■ Job: Write out the entire listing below exactly, with the pictures left out.

[Start of Data block]

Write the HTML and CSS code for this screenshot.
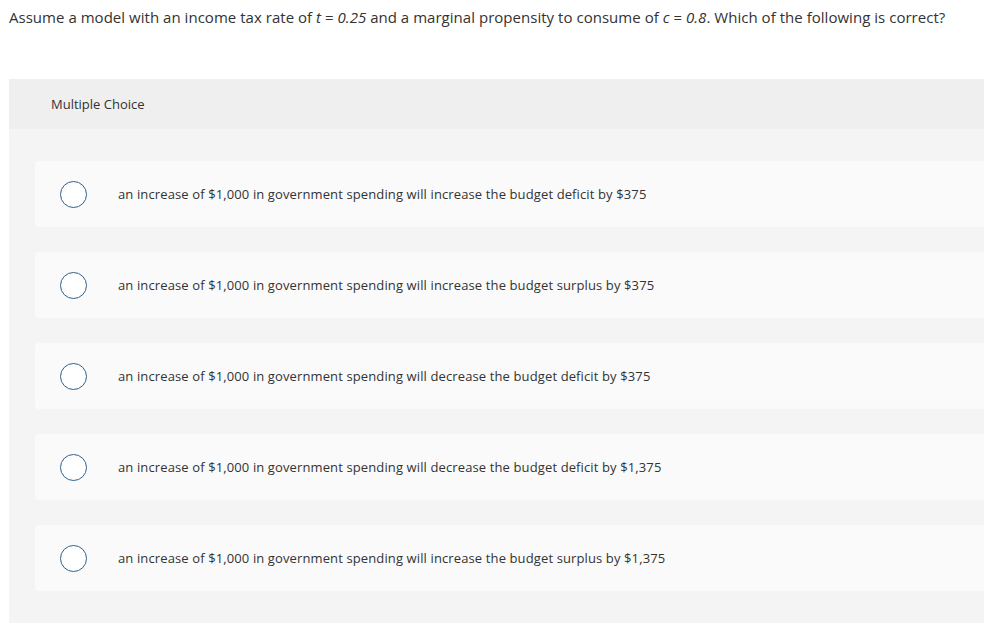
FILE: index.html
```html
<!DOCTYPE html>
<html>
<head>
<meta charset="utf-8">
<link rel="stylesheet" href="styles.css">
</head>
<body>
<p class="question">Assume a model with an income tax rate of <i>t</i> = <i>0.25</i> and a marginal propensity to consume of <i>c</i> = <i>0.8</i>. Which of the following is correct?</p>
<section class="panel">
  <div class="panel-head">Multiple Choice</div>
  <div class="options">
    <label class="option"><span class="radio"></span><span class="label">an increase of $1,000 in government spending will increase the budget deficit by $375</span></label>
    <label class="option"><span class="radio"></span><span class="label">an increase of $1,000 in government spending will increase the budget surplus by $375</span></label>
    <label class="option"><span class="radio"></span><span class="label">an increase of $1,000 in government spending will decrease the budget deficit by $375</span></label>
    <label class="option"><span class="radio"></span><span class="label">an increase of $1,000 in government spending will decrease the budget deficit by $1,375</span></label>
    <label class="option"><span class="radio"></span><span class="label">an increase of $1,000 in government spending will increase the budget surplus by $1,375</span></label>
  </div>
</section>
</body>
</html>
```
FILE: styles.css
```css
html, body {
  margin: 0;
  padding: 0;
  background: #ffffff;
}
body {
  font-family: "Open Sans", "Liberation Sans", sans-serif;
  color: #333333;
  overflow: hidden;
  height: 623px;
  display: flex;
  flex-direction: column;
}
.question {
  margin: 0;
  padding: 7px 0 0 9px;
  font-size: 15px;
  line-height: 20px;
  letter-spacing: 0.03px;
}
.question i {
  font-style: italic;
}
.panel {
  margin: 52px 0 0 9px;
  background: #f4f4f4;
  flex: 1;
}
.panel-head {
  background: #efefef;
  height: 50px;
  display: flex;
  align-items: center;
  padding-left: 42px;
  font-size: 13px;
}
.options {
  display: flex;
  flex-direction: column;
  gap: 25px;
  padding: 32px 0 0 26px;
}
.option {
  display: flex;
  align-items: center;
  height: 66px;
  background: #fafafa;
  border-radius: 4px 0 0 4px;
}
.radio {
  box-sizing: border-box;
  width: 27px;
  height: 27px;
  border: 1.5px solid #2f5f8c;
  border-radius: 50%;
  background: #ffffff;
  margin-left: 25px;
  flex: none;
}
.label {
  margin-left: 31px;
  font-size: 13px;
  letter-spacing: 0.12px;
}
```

[End of Data block]

■ Complete response:
Write the HTML and CSS code for this screenshot.
FILE: index.html
```html
<!DOCTYPE html>
<html>
<head>
<meta charset="utf-8">
<link rel="stylesheet" href="styles.css">
</head>
<body>
<p class="question">Assume a model with an income tax rate of <i>t</i> = <i>0.25</i> and a marginal propensity to consume of <i>c</i> = <i>0.8</i>. Which of the following is correct?</p>
<section class="panel">
  <div class="panel-head">Multiple Choice</div>
  <div class="options">
    <label class="option"><span class="radio"></span><span class="label">an increase of $1,000 in government spending will increase the budget deficit by $375</span></label>
    <label class="option"><span class="radio"></span><span class="label">an increase of $1,000 in government spending will increase the budget surplus by $375</span></label>
    <label class="option"><span class="radio"></span><span class="label">an increase of $1,000 in government spending will decrease the budget deficit by $375</span></label>
    <label class="option"><span class="radio"></span><span class="label">an increase of $1,000 in government spending will decrease the budget deficit by $1,375</span></label>
    <label class="option"><span class="radio"></span><span class="label">an increase of $1,000 in government spending will increase the budget surplus by $1,375</span></label>
  </div>
</section>
</body>
</html>
```
FILE: styles.css
```css
html, body {
  margin: 0;
  padding: 0;
  background: #ffffff;
}
body {
  font-family: "Open Sans", "Liberation Sans", sans-serif;
  color: #333333;
  overflow: hidden;
  height: 623px;
  display: flex;
  flex-direction: column;
}
.question {
  margin: 0;
  padding: 7px 0 0 9px;
  font-size: 15px;
  line-height: 20px;
  letter-spacing: 0.03px;
}
.question i {
  font-style: italic;
}
.panel {
  margin: 52px 0 0 9px;
  background: #f4f4f4;
  flex: 1;
}
.panel-head {
  background: #efefef;
  height: 50px;
  display: flex;
  align-items: center;
  padding-left: 42px;
  font-size: 13px;
}
.options {
  display: flex;
  flex-direction: column;
  gap: 25px;
  padding: 32px 0 0 26px;
}
.option {
  display: flex;
  align-items: center;
  height: 66px;
  background: #fafafa;
  border-radius: 4px 0 0 4px;
}
.radio {
  box-sizing: border-box;
  width: 27px;
  height: 27px;
  border: 1.5px solid #2f5f8c;
  border-radius: 50%;
  background: #ffffff;
  margin-left: 25px;
  flex: none;
}
.label {
  margin-left: 31px;
  font-size: 13px;
  letter-spacing: 0.12px;
}
```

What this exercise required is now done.